City hall lawyers say smoking ban needs to include tobacco | News | Halifax, Nova Scotia | THE COAST

City hall lawyers say smoking ban needs to include tobacco

Halifax staff reason it'll be nearly impossible to prosecute cannabis smokers if we can't also prosecute cigarette smokers.

City hall lawyers say smoking ban needs to include tobacco
THE COAST
Flawless reasoning there, you guys.

A new staff report recommends Halifax continue its prohibition for all types of smoking on public property—that is if the city ever wants to be successful in prosecuting cannabis users.

City council passed new bylaw amendments back in July outright banning smoking and vaping on municipal property outside of specially designated smoking areas.

The motion was met with immediate and sustained condemnation across the municipality. So loud was the outcry, that Dartmouth Centre councillor Sam Austin asked for a follow-up report at council's very next meeting looking at removing tobacco from the restrictions.

“This feels very bureaucratic,” said Austin. “It feels like micromanagement of the public space and I just can’t say what the underlying practical purpose of doing it is.”

City solicitors Derk Slaunwhite and Josh Judah have now returned with that staff report, but are recommending council keep cigarettes illegal for the sake of public health and the courts.

The current bylaw means the Crown only has to prove someone was smoking on municipal property. There’s no need to actually prove what they were smoking.

Changing that ban to restrict only cannabis—a soon-to-be legal product that Halifax has decided to criminalize—will be difficult to enforce, says staff.

“Investigators will need to get close enough to the offender to see what they are smoking and to smell the smoke,” write Slaunwhite and Judah. “Courts may also require some level of scientific analysis that the substance being smoked was in fact cannabis.”
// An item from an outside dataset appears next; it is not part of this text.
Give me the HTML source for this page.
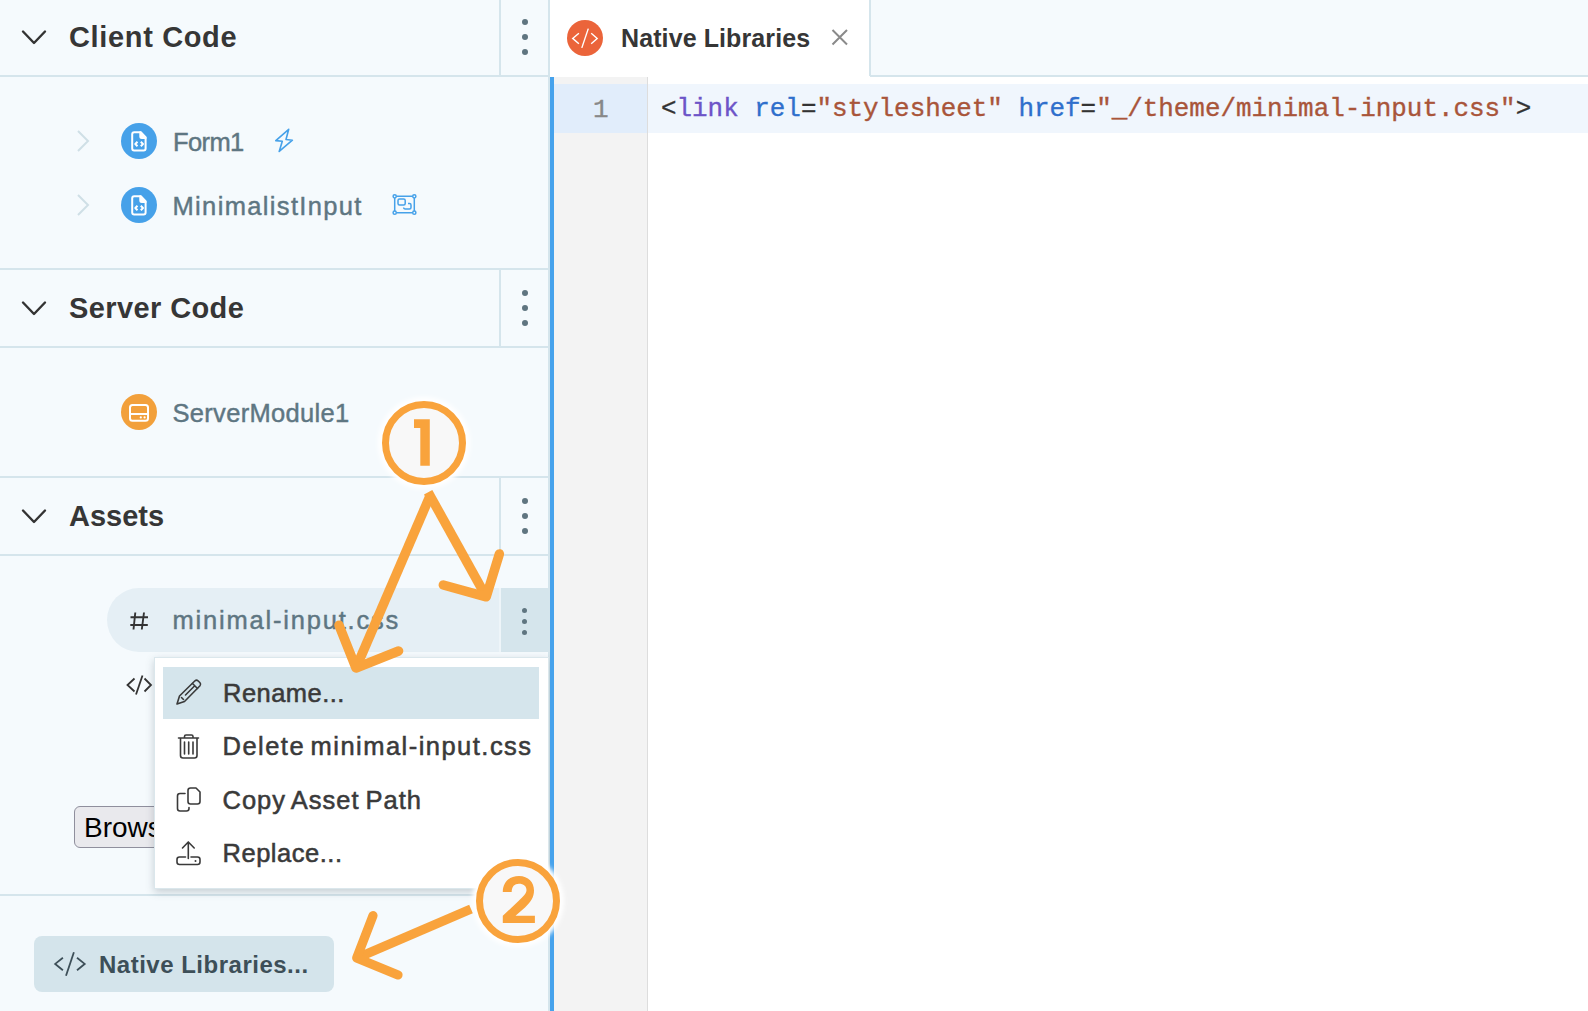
<!DOCTYPE html>
<html><head><meta charset="utf-8">
<style>
html,body{margin:0;padding:0;width:1588px;height:1011px;overflow:hidden;background:#fff;}
body{position:relative;font-family:"Liberation Sans",sans-serif;}
.a{position:absolute;}
.t{position:absolute;white-space:pre;line-height:1;}
.hl{position:absolute;background:#d5e5ec;}
.hdr{font-weight:700;font-size:29px;color:#363636;}
.item{font-size:25.5px;color:#5e7682;-webkit-text-stroke:0.45px #5e7682;}
.menu{font-size:25.5px;color:#3a3a3a;-webkit-text-stroke:0.55px #3a3a3a;}
.dot{position:absolute;width:6px;height:6px;border-radius:50%;background:#5f7580;}
.sdot{position:absolute;width:5px;height:5px;border-radius:50%;background:#5f7580;}
svg{position:absolute;overflow:visible;}
</style></head>
<body>
<!-- sidebar background -->
<div class="a" style="left:0;top:0;width:548px;height:1011px;background:#f5fafd;"></div>
<div class="hl" style="left:548px;top:0;width:2px;height:1011px;"></div>

<!-- Client Code header -->
<div class="hl" style="left:0;top:75px;width:548px;height:2px;"></div>
<div class="hl" style="left:499px;top:0;width:2px;height:75px;"></div>
<svg style="left:0;top:0" width="60" height="76"><polyline points="23,31.5 34,43 45,31.5" fill="none" stroke="#333" stroke-width="2.4" stroke-linecap="round" stroke-linejoin="round"/></svg>
<div class="t hdr" style="left:69px;top:22.5px;letter-spacing:0.65px;">Client Code</div>
<div class="dot" style="left:522px;top:19px;"></div>
<div class="dot" style="left:522px;top:34px;"></div>
<div class="dot" style="left:522px;top:49px;"></div>

<!-- Client items -->
<svg style="left:0;top:0" width="100" height="230">
 <polyline points="78,131 88,141 78,151" fill="none" stroke="#cfdfe6" stroke-width="2"/>
 <polyline points="78,195 88,205 78,215" fill="none" stroke="#cfdfe6" stroke-width="2"/>
</svg>
<div class="a" style="left:121px;top:123px;width:36px;height:36px;border-radius:50%;background:#46a1e9;"></div>
<div class="a" style="left:121px;top:187px;width:36px;height:36px;border-radius:50%;background:#46a1e9;"></div>
<svg style="left:0;top:0" width="160" height="230">
 <g fill="none" stroke="#fff" stroke-width="2" stroke-linejoin="round">
  <path d="M134.2,132.3 H140.8 L145.6,137.1 V148.4 Q145.6,150.4 143.6,150.4 H134.2 Q132.2,150.4 132.2,148.4 V134.3 Q132.2,132.3 134.2,132.3 Z"/>
  <path d="M140.3,132.3 V136.5 Q140.3,138 141.8,138 H145.6 Z" fill="#fff"/>
  <polyline points="137.5,141.8 135.3,144 137.5,146.2" stroke-width="2"/>
  <polyline points="140.8,141.8 143,144 140.8,146.2" stroke-width="2"/>
 </g>
 <g fill="none" stroke="#fff" stroke-width="2" stroke-linejoin="round" transform="translate(0,64)">
  <path d="M134.2,132.3 H140.8 L145.6,137.1 V148.4 Q145.6,150.4 143.6,150.4 H134.2 Q132.2,150.4 132.2,148.4 V134.3 Q132.2,132.3 134.2,132.3 Z"/>
  <path d="M140.3,132.3 V136.5 Q140.3,138 141.8,138 H145.6 Z" fill="#fff"/>
  <polyline points="137.5,141.8 135.3,144 137.5,146.2" stroke-width="2"/>
  <polyline points="140.8,141.8 143,144 140.8,146.2" stroke-width="2"/>
 </g>
</svg>
<div class="t item" style="left:173px;top:130px;letter-spacing:-0.6px;">Form1</div>
<div class="t item" style="left:172.5px;top:194px;letter-spacing:1.35px;">MinimalistInput</div>
<svg style="left:0;top:0" width="430" height="230">
 <path d="M288.7,129.3 L275.8,140.6 L282.3,141.3 L279.2,151.4 L292.4,140.2 L286,139.5 Z" fill="none" stroke="#46a1e9" stroke-width="1.6" stroke-linejoin="round"/>
 <g fill="none" stroke="#46a1e9" stroke-width="1.5">
  <path d="M396.5,196.3 H412.5 M414.3,198 V211 M412.5,212.7 H396.5 M394.7,211 V198"/>
  <circle cx="394.7" cy="196.3" r="1.6"/><circle cx="414.3" cy="196.3" r="1.6"/>
  <circle cx="394.7" cy="212.7" r="1.6"/><circle cx="414.3" cy="212.7" r="1.6"/>
  <rect x="398" y="199" width="7.2" height="6" rx="1.5"/>
  <path d="M408,203.6 H409.5 Q411,203.6 411,205 V207.5 Q411,209 409.5,209 H405 Q403.6,209 403.6,207.6"/>
 </g>
</svg>

<!-- Server Code header -->
<div class="hl" style="left:0;top:268px;width:548px;height:2px;"></div>
<div class="hl" style="left:0;top:346px;width:548px;height:2px;"></div>
<div class="hl" style="left:499px;top:268px;width:2px;height:78px;"></div>
<svg style="left:0;top:0" width="60" height="330"><polyline points="23,302.5 34,314 45,302.5" fill="none" stroke="#333" stroke-width="2.4" stroke-linecap="round" stroke-linejoin="round"/></svg>
<div class="t hdr" style="left:69px;top:293.5px;letter-spacing:0.4px;">Server Code</div>
<div class="dot" style="left:522px;top:290px;"></div>
<div class="dot" style="left:522px;top:305px;"></div>
<div class="dot" style="left:522px;top:320px;"></div>

<!-- Server items -->
<div class="a" style="left:121px;top:394px;width:36px;height:36px;border-radius:50%;background:#f2a03b;"></div>
<svg style="left:0;top:0" width="160" height="430">
 <g fill="none" stroke="#fff" stroke-width="2">
  <rect x="130" y="405" width="18" height="15.8" rx="2.5"/>
  <path d="M130,414 H148"/>
 </g>
 <circle cx="140.8" cy="417.4" r="1.1" fill="#fff"/><circle cx="144.6" cy="417.4" r="1.1" fill="#fff"/>
</svg>
<div class="t item" style="left:172.5px;top:401px;letter-spacing:0.31px;">ServerModule1</div>

<!-- Assets header -->
<div class="hl" style="left:0;top:476px;width:548px;height:2px;"></div>
<div class="hl" style="left:0;top:554px;width:548px;height:2px;"></div>
<div class="hl" style="left:499px;top:476px;width:2px;height:78px;"></div>
<svg style="left:0;top:0" width="60" height="540"><polyline points="23,510.5 34,522 45,510.5" fill="none" stroke="#333" stroke-width="2.4" stroke-linecap="round" stroke-linejoin="round"/></svg>
<div class="t hdr" style="left:69px;top:501.5px;">Assets</div>
<div class="dot" style="left:522px;top:498px;"></div>
<div class="dot" style="left:522px;top:513px;"></div>
<div class="dot" style="left:522px;top:528px;"></div>

<!-- asset row -->
<div class="a" style="left:107px;top:588px;width:393px;height:64px;border-radius:32px 0 0 32px;background:#e5eff5;"></div>
<div class="a" style="left:500px;top:588px;width:48px;height:64px;background:#d5e5ec;"></div>
<div class="a" style="left:499px;top:588px;width:1.5px;height:64px;background:#eef5f9;"></div>
<div class="sdot" style="left:522px;top:608px;"></div>
<div class="sdot" style="left:522px;top:619px;"></div>
<div class="sdot" style="left:522px;top:630px;"></div>
<svg style="left:0;top:0" width="160" height="700">
 <g fill="none" stroke="#333" stroke-width="2">
  <path d="M135.3,612.5 L133.5,629.5 M144,612.5 L141.8,629.5 M130.5,617.3 H148 M130.3,625 H147.8" stroke-width="1.9"/>
 </g>
 <g fill="none" stroke="#333" stroke-width="2">
  <polyline points="134.5,678.5 127.5,685 134.5,691.5" stroke-width="1.8"/>
  <path d="M142.5,675.5 L136,694.5" stroke-width="1.8"/>
  <polyline points="144.5,678.5 151,685 144.5,691.5" stroke-width="1.8"/>
 </g>
</svg>
<div class="t item" style="left:172.5px;top:608px;letter-spacing:1.8px;">minimal-input.css</div>

<!-- browse button -->
<div class="a" style="left:74px;top:806px;width:120px;height:40px;border:1.3px solid #8f8f9d;border-radius:6px;background:#e9e9ed;"></div>
<div class="t" style="left:84px;top:813.5px;font-size:28px;color:#000;">Browse...</div>

<!-- bottom border -->
<div class="hl" style="left:0;top:894px;width:548px;height:2px;"></div>

<!-- Native Libraries button -->
<div class="a" style="left:34px;top:936px;width:300px;height:56px;border-radius:8px;background:#d4e4eb;"></div>
<svg style="left:0;top:0" width="100" height="1000">
 <g fill="none" stroke="#3d4f58" stroke-width="1.8">
  <polyline points="62.9,957.7 55.2,963.9 62.9,970.2"/>
  <path d="M73.9,952.2 L66,975.7"/>
  <polyline points="77,957.7 84.7,963.9 77,970.2"/>
 </g>
</svg>
<div class="t" style="left:99px;top:953px;font-size:24px;font-weight:700;color:#3d4f58;letter-spacing:0.5px;">Native Libraries...</div>

<!-- context menu -->
<div class="a" style="left:154px;top:657px;width:393px;height:230px;background:#fff;border:1px solid #dbe7ec;box-shadow:0 3px 8px rgba(60,80,90,0.25);"></div>
<div class="a" style="left:163px;top:667px;width:376px;height:52px;background:#d5e5ec;"></div>
<div class="t menu" style="left:223px;top:680.5px;letter-spacing:0.46px;">Rename...</div>
<div class="t menu" style="left:222.5px;top:734px;letter-spacing:1.47px;word-spacing:-3px;">Delete minimal-input.css</div>
<div class="t menu" style="left:222.5px;top:787.5px;letter-spacing:1.0px;word-spacing:-2px;">Copy Asset Path</div>
<div class="t menu" style="left:222.5px;top:841px;letter-spacing:0.52px;">Replace...</div>
<svg style="left:0;top:0" width="210" height="870">
 <g fill="none" stroke="#3a3a3a" stroke-width="1.6" stroke-linejoin="round" stroke-linecap="round">
  <path d="M177,704 L179.5,696 L195,680.8 Q196.5,679.5 198,680.8 L200,682.8 Q201.3,684.3 200,685.8 L184.5,701.5 Z"/>
  <path d="M192.5,683.5 L197.5,688.5 M181.5,697.5 L183.5,699.5 M185.5,695 L194,686.5"/>
  <path d="M178.5,738 H198.5 M184.5,738 V736.5 Q184.5,735 186,735 H191.5 Q193,735 193,736.5 V738 M180.5,738 V755.5 Q180.5,758 183,758 H194.5 Q197,758 197,755.5 V738 M184.5,742 V754 M188.7,742 V754 M193,742 V754"/>
  <path d="M185,793.5 H180 Q177.5,793.5 177.5,796 V808.5 Q177.5,811 180,811 H186.5 Q189,811 189,808.5 V807.5"/>
  <path d="M190.5,788 H196 L200,792 V801.5 Q200,804 197.5,804 H190.5 Q188,804 188,801.5 V790.5 Q188,788 190.5,788 Z"/>
  <path d="M188.3,858.5 V842 M182.5,848 L188.3,842 L194.2,848 M185.5,857 H179.5 Q177,857 177,859.5 V862 Q177,864.5 179.5,864.5 H197.5 Q200,864.5 200,862 V859.5 Q200,857 197.5,857 H191"/>
 </g>
 <circle cx="195.5" cy="861" r="1" fill="#3a3a3a"/>
</svg>

<!-- Editor -->
<div class="a" style="left:550px;top:0;width:1038px;height:75px;background:#f5fafd;"></div>
<div class="hl" style="left:550px;top:75px;width:1038px;height:2px;"></div>
<div class="a" style="left:550px;top:0;width:320px;height:77px;background:#fff;"></div>
<div class="hl" style="left:869px;top:0;width:2px;height:76px;"></div>
<div class="a" style="left:567px;top:20px;width:36px;height:36px;border-radius:50%;background:#eb643a;"></div>
<svg style="left:0;top:0" width="610" height="60">
 <g fill="none" stroke="#fff" stroke-width="1.4">
  <polyline points="578.9,33.3 572.7,38.4 578.9,43.7"/>
  <path d="M588.3,28.6 L581.8,47.9"/>
  <polyline points="591.2,33.3 597.2,38.4 591.2,43.7"/>
 </g>
</svg>
<div class="t" style="left:621px;top:26px;font-size:25px;font-weight:700;color:#363636;letter-spacing:0.1px;">Native Libraries</div>
<svg style="left:0;top:0" width="860" height="60">
 <path d="M832.5,30 L847,44.5 M847,30 L832.5,44.5" fill="none" stroke="#8a8a8a" stroke-width="2"/>
</svg>

<div class="a" style="left:550px;top:77px;width:4px;height:934px;background:#46a2ec;"></div>
<div class="a" style="left:554px;top:77px;width:93px;height:934px;background:#f3f3f3;"></div>
<div class="a" style="left:647px;top:77px;width:1px;height:934px;background:#dddddd;"></div>
<div class="a" style="left:554px;top:84px;width:93px;height:49px;background:#e1edfb;"></div>
<div class="a" style="left:648px;top:84px;width:940px;height:49px;background:#f0f6fd;"></div>
<div class="t" style="left:593px;top:97px;font-family:'Liberation Mono',monospace;font-size:26px;color:#888;-webkit-text-stroke:0.4px #888;">1</div>
<div class="t" style="left:661px;top:96.5px;font-family:'Liberation Mono',monospace;font-size:25.9px;color:#333;-webkit-text-stroke:0.35px;">&lt;<span style="color:#6d54c8">link</span> <span style="color:#2f6fcc">rel</span>=<span style="color:#a9553a">"stylesheet"</span> <span style="color:#2f6fcc">href</span>=<span style="color:#a9553a">"_/theme/minimal-input.css"</span>&gt;</div>

<!-- annotations -->
<svg style="left:0;top:0" width="1588" height="1011">
 <defs>
  <filter id="glow" x="-30%" y="-30%" width="160%" height="160%">
   <feGaussianBlur stdDeviation="2"/>
  </filter>
 </defs>
 <circle cx="424" cy="443" r="46" fill="#fff" opacity="1" filter="url(#glow)"/>
 <circle cx="518" cy="901" r="46" fill="#fff" opacity="1" filter="url(#glow)"/>
 <g fill="#f8f8f8" stroke="#f9a33c" stroke-width="7">
  <circle cx="424" cy="443" r="38.5"/>
  <circle cx="518" cy="901" r="38.5"/>
 </g>
 <path d="M414,419.2 H429.8 V465.8 H420.3 V427.9 H414 Z" fill="#f9a33c"/>
 <path d="M502.8,891.9 C502.8,882 509.5,876.1 519,876.1 C528.5,876.1 534,882.5 534,890.5 C534,897 531,901.5 525,907.5 L515.5,915.8 H534.9 V923.1 H502.8 V915.8 L518.5,901 C523.5,896 526.5,893.5 526.5,890 C526.5,886 523.5,883.7 519,883.7 C514.5,883.7 511.7,886.5 511.7,891.9 Z" fill="#f9a33c"/>
 <g fill="none" stroke="#f9a33c" stroke-width="9.5" stroke-linecap="round" stroke-linejoin="round">
  <path d="M429.9,496.2 L356,668" stroke-linecap="butt"/>
  <path d="M428.15,492.25 L486.2,596.8" stroke-linecap="butt"/>
  <polyline points="339,625.2 356,668 398.6,651"/>
  <polyline points="499.4,553.9 486.2,596.8 443.3,585"/>
  <path d="M471,909 L357,958" stroke-linecap="butt" stroke-width="9.2"/>
  <polyline points="373,915.6 356.7,958 398,974.9" stroke-width="9.2"/>
 </g>
</svg>
</body></html>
If council does decide to limit the smoking ban to cannabis, staff suggest a new provision should be added so that judges can “infer the offender smoked cannabis when a witness describes the substance as cannabis.”

click to enlarge City hall lawyers say smoking ban needs to include tobacco
ViA YOUTUBE
Permit Patty to be renamed Cannabis Cathy in Halifax.

It's worth noting that Halifax Regional Council does not have any authority to decide what evidence a provincial court judge should or should not consider.

Also, given how much of the criticism about this nuisance bylaw has been on how it will unfairly target poor and racialized residents, it's unlikely that widening the potential for discrimination from city police to any old pot-smelling “witness” will be met with less vocal resistance from the public.

None of those concerns are contained in the staff report, however, which chiefly is focused on eradicating the public health risk posed by cigarette smokers.

“A prohibition against smoking on municipal property will help increase the number of non-smokers in the municipality,” write Slaunwhite and Judah.

Nova Scotia’s chief public health official has cited non-smoking policies as a crucial catalyst for the province’s declining smoking rates over the past 20 years.

Banning darts on municipal property would make everyone that much healthier, argue HRM staff.

“To continue to increase the rate of non-smokers in Nova Scotia, especially among youth, we need to strengthen and advance smoke-free environments.”

Along with the above recommendations, staff are also proposing a handful of housekeeping amendments for the renamed Smoking and Nuisance Bylaw.

The current document uses both “public place” and “weed.” Staff are recommending replacing those with the more accurate “municipal property” and “cannabis.”

Smokers in violation of the new bylaw face potential fines ranging from $50 to $2,000 for flagrant abuse. Tickets will be largely complaint-driven and handed out during the days by municipal bylaw officers and during the night by Halifax Regional Police if they feel like it.

The bylaw changes are currently scheduled to come into effect for October 1, allowing for a two-week adjustment period before cannabis becomes legal nationwide on October 17.

Council will discuss whether to puff or pass on these changes when they meet Tuesday at City Hall.